Suffolk Bancorp (NYSE: SCNB) is a one-bank holding company that provides commercial banking and financial services through Suffolk County National Bank ("SCNB"), its wholly owned subsidiary. Founded in 1890, SCNB is headquartered in Riverhead, NY and serves the Long Island market, incorporating Long Island's East End, western Suffolk, and Nassau counties as well as Manhattan and the other Boroughs. SCNB is a nationally chartered commercial bank offering a full range of products and services including deposit accounts, commercial, multi-family and consumer lending, residential mortgages, cash management, and investment services.


This communication is being made in respect of the proposed merger transaction involving People’s United Financial, Inc. (“People’s United”) and Suffolk Bancorp (“Suffolk”). People’s United intends to file a registration statement on Form S-4 with the SEC, which will include a proxy statement of Suffolk and a prospectus of People’s United, and each party will file other documents regarding the proposed transaction with the SEC. A definitive proxy statement/prospectus will also be sent to the Suffolk shareholders seeking any required shareholder approval. This communication does not constitute an offer to sell or the solicitation of an offer to buy any securities or a solicitation of any vote or approval. Before making any voting or investment decision, investors and security holders of Suffolk are urged to carefully read the entire registration statement and proxy statement/prospectus, when they become available, and any other relevant documents filed with the SEC, as well as any amendments or supplements to these documents, because they will contain important information about the proposed transaction. The documents filed by People’s United and Suffolk with the SEC may be obtained free of charge at the SEC’s website at In addition, the documents filed by People’s United may be obtained free of charge from People’s United at under the tab “Investor Relations” and then under the heading “Financial Information”, and the documents filed by Suffolk may be obtained free of charge from Suffolk at under the tab “Investor Relations” and then under the tab “SEC Filings.” Alternatively, these documents, when available, can be obtained free of charge from People’s United upon written request to People’s United Financial, Inc., 850 Main Street, Bridgeport, Connecticut 06604, Attn: Investor Relations, or by calling 203.338.4581, or from Suffolk upon written request to Suffolk Bancorp, 4 West Second Street, Riverhead, New York 11901, Attn: Investor Relations, or by calling (631) 208-2400.

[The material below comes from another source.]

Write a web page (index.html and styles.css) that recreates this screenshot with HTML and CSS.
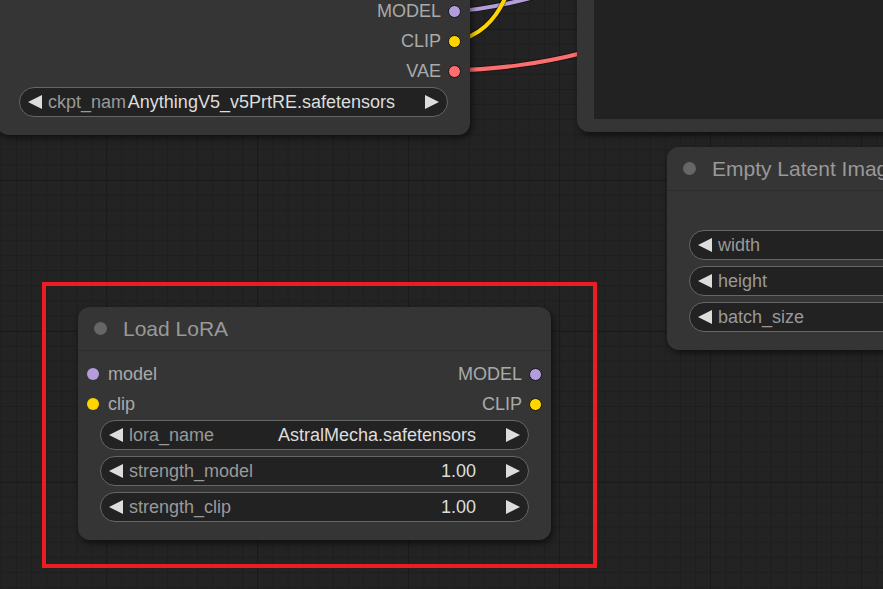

People’s United and Suffolk and certain of their respective directors and executive officers may be deemed to be participants in the solicitation of proxies from the shareholders of Suffolk in favor of the approval of the merger. Information regarding People’s United’s directors and executive officers is contained in People’s United’s Annual Report on Form 10-K for the year ended December 31, 2015 and its Proxy Statement on Schedule 14A, dated March 11, 2016, which are filed with the SEC. Information regarding Suffolk’s directors and executive officers is contained in Suffolk’s Annual Report on Form 10-K for the year ended December 31, 2015 and its Proxy Statement on Schedule 14A, dated April 6, 2016, which are filed with the SEC. Additional information regarding the interests of those participants and other persons who may be deemed participants in the transaction may be obtained by reading the registration statement and the proxy statement/prospectus when they become available. Free copies of these documents may be obtained as described in the preceding paragraph.

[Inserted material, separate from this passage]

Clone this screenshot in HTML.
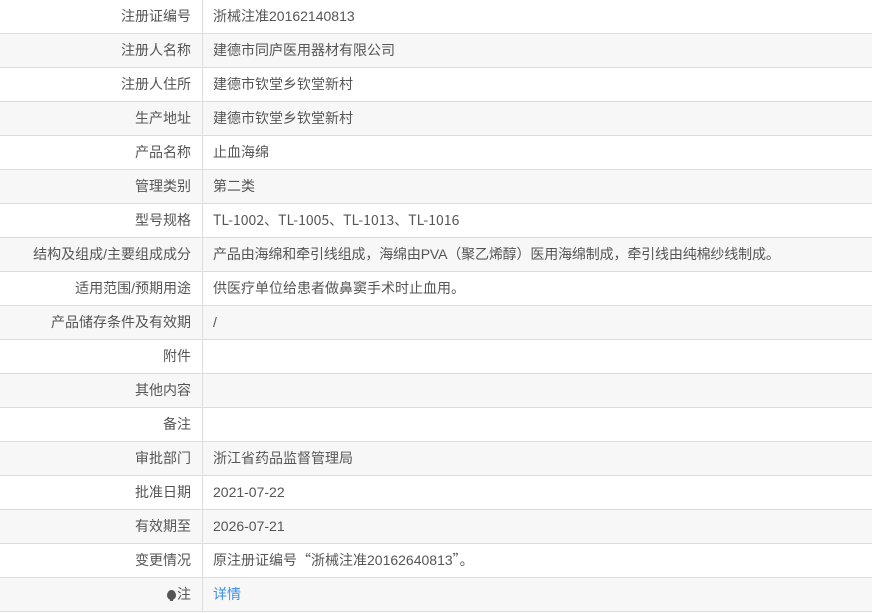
<!DOCTYPE html>
<html><head><meta charset="utf-8"><style>
body{margin:0;width:872px;height:613px;overflow:hidden;background:#fff;font-family:"Liberation Sans","Noto Sans CJK SC",sans-serif;font-size:14px;color:#555;}
.r{position:absolute;left:0;width:872px;height:33px;border-bottom:1px solid #ddd;}
.r.g{background:#f7f7f7;}
.l{position:absolute;left:0;top:0;width:191px;height:33px;line-height:33px;text-align:right;padding-right:11px;border-right:1px solid #ddd;}
.v{position:absolute;left:213px;top:0;height:33px;line-height:33px;white-space:nowrap;}
.n{font-family:"Noto Sans CJK SC",sans-serif;line-height:32px;}
a{color:#3b8fe8;text-decoration:none;}
.b{display:inline-block;width:9px;height:10px;background:#555;border-radius:50% 50% 50% 50%/55% 55% 45% 45%;vertical-align:-1px;margin-right:1px;position:relative}
.b:after{content:"";position:absolute;left:3px;top:9px;width:3px;height:2px;background:#555}
</style></head><body>
<div class="r" style="top:0"><div class="l">注册证编号</div><div class="v">浙械注准20162140813</div></div>
<div class="r g" style="top:34px"><div class="l">注册人名称</div><div class="v">建德市同庐医用器材有限公司</div></div>
<div class="r" style="top:68px"><div class="l">注册人住所</div><div class="v">建德市钦堂乡钦堂新村</div></div>
<div class="r g" style="top:102px"><div class="l">生产地址</div><div class="v">建德市钦堂乡钦堂新村</div></div>
<div class="r" style="top:136px"><div class="l">产品名称</div><div class="v">止血海绵</div></div>
<div class="r g" style="top:170px"><div class="l">管理类别</div><div class="v">第二类</div></div>
<div class="r" style="top:204px"><div class="l">型号规格</div><div class="v n">TL-1002、TL-1005、TL-1013、TL-1016</div></div>
<div class="r g" style="top:238px"><div class="l">结构及组成/主要组成成分</div><div class="v" style="letter-spacing:-0.15px">产品由海绵和牵引线组成，海绵由PVA（聚乙烯醇）医用海绵制成，牵引线由纯棉纱线制成。</div></div>
<div class="r" style="top:272px"><div class="l">适用范围/预期用途</div><div class="v">供医疗单位给患者做鼻窦手术时止血用。</div></div>
<div class="r g" style="top:306px"><div class="l">产品储存条件及有效期</div><div class="v">/</div></div>
<div class="r" style="top:340px"><div class="l">附件</div><div class="v"></div></div>
<div class="r g" style="top:374px"><div class="l">其他内容</div><div class="v"></div></div>
<div class="r" style="top:408px"><div class="l">备注</div><div class="v"></div></div>
<div class="r g" style="top:442px"><div class="l">审批部门</div><div class="v">浙江省药品监督管理局</div></div>
<div class="r" style="top:476px"><div class="l">批准日期</div><div class="v">2021-07-22</div></div>
<div class="r g" style="top:510px"><div class="l">有效期至</div><div class="v">2026-07-21</div></div>
<div class="r" style="top:544px"><div class="l">变更情况</div><div class="v">原注册证编号<span class="n">“</span>浙械注准20162640813<span class="n">”</span>。</div></div>
<div class="r g" style="top:578px"><div class="l"><span class="b"></span>注</div><div class="v"><a>详情</a></div></div>
</body></html>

This communication contains forward-looking statements within the meaning of the Private Securities Litigation Reform Act of 1995 including, but not limited to, People’s United’s and Suffolk’s expectations or predictions of future financial or business performance or conditions. Forward-looking statements are typically identified by words such as “believe,” “expect,” “anticipate,” “intend,” “target,” “estimate,” “continue,” “positions,” “plan,” “predict,” “project,” “forecast,” “guidance,” “goal,” “objective,” “prospects,” “possible” or “potential,” by future conditional verbs such as “assume,” “will,” “would,” “should,” “could” or “may”, or by variations of such words or by similar expressions. These forward-looking statements are subject to numerous assumptions, risks and uncertainties, which change over time, are difficult to predict and are generally beyond the control of either company. Forward-looking statements speak only as of the date they are made and we assume no duty to update forward-looking statements. Actual results may differ materially from current projections.

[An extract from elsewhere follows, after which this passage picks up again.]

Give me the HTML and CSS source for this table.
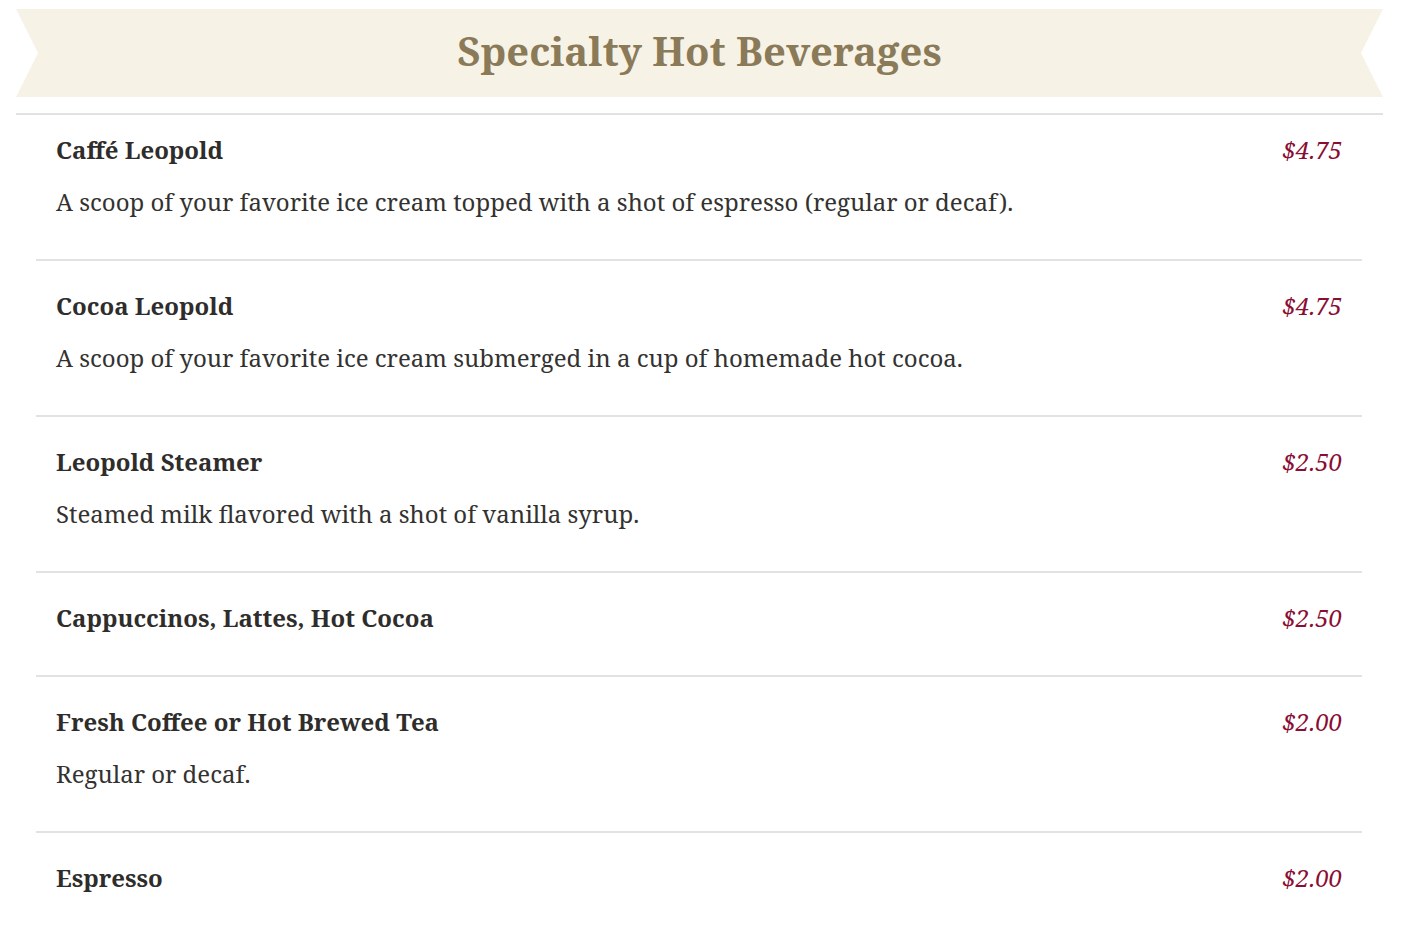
FILE: index.html
```html
<!DOCTYPE html>
<html lang="en">
<head>
<meta charset="utf-8">
<title>Specialty Hot Beverages</title>
<link rel="stylesheet" href="styles.css">
</head>
<body>
<section class="menu">
  <header class="menu-header">
    <h1 class="banner">Specialty Hot Beverages</h1>
  </header>
  <ul class="items">
    <li class="item">
      <div class="item-head"><h2 class="name">Caffé Leopold</h2><span class="price">$4.75</span></div>
      <p class="desc">A scoop of your favorite ice cream topped with a shot of espresso (regular or decaf).</p>
    </li>
    <li class="item">
      <div class="item-head"><h2 class="name">Cocoa Leopold</h2><span class="price">$4.75</span></div>
      <p class="desc">A scoop of your favorite ice cream submerged in a cup of homemade hot cocoa.</p>
    </li>
    <li class="item">
      <div class="item-head"><h2 class="name">Leopold Steamer</h2><span class="price">$2.50</span></div>
      <p class="desc">Steamed milk flavored with a shot of vanilla syrup.</p>
    </li>
    <li class="item">
      <div class="item-head"><h2 class="name">Cappuccinos, Lattes, Hot Cocoa</h2><span class="price">$2.50</span></div>
    </li>
    <li class="item">
      <div class="item-head"><h2 class="name">Fresh Coffee or Hot Brewed Tea</h2><span class="price">$2.00</span></div>
      <p class="desc">Regular or decaf.</p>
    </li>
    <li class="item">
      <div class="item-head"><h2 class="name">Espresso</h2><span class="price">$2.00</span></div>
    </li>
  </ul>
</section>
</body>
</html>
```
FILE: styles.css
```css
html, body {
  margin: 0;
  padding: 0;
  background: #ffffff;
}
body {
  font-family: "Noto Serif", "DejaVu Serif", "Liberation Serif", serif;
  color: #333230;
  padding: 9px 19px 0 16px;
}
.menu {
  display: flex;
  flex-direction: column;
}
.menu-header {
  padding-bottom: 16px;
  border-bottom: 2px solid #e2e2e2;
}
.banner {
  margin: 0;
  height: 88px;
  padding-bottom: 6px;
  box-sizing: border-box;
  display: flex;
  align-items: center;
  justify-content: center;
  background: #f6f2e6;
  color: #8a7a58;
  font-size: 40px;
  font-weight: 700;
  clip-path: polygon(0 0, 100% 0, calc(100% - 22px) 50%, 100% 100%, 0 100%, 22px 50%);
}
.items {
  list-style: none;
  margin: 0 21px 0 20px;
  padding: 0;
}
.item {
  padding: 29px 20px 41px;
  border-top: 2px solid #e2e2e2;
  display: flex;
  flex-direction: column;
  gap: 20px;
}
.item:first-child {
  border-top: none;
  padding-top: 19px;
  padding-bottom: 41px;
}
.item-head {
  display: flex;
  justify-content: space-between;
  align-items: center;
  height: 32px;
}
.name {
  margin: 0;
  font-size: 24px;
  font-weight: 700;
  line-height: 32px;
  color: #2f2d2b;
}
.price {
  font-size: 24px;
  font-style: italic;
  line-height: 32px;
  color: #8a0d33;
}
.desc {
  margin: 0;
  font-size: 24px;
  line-height: 32px;
  color: #333230;
}
```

In addition to factors previously disclosed in People’s United’s and Suffolk’s reports filed with the SEC and those identified elsewhere in this communication, the following factors, among others, could cause actual results to differ materially from forward-looking statements or historical performance: ability to obtain regulatory approvals and meet other closing conditions to the merger, including approval by Suffolk shareholders on the expected terms and schedule, and including the risk that regulatory approvals required for the merger are not obtained or are obtained subject to conditions that are not anticipated; delay in closing the merger; difficulties and delays in integrating the Suffolk business or fully realizing cost savings and other benefits; business disruption following the merger; changes in asset quality and credit risk; the inability to sustain revenue and earnings growth; changes in interest rates and capital markets; inflation; customer acceptance of People’s United’s products and services; customer borrowing, repayment, investment and deposit practices; customer disintermediation; the introduction, withdrawal, success and timing of business initiatives; competitive conditions; the inability to realize cost savings or revenues or to implement integration plans and other consequences associated with mergers, acquisitions and divestitures; economic conditions; the impact, extent and timing of technological changes; capital management activities; litigation; increased capital requirements, other regulatory requirements or enhanced regulatory supervision; and other actions of the Federal Reserve Board and legislative and regulatory actions and reforms.

Annualized, pro forma, projected and estimated numbers are used for illustrative purpose only, are not forecasts and may not reflect actual results.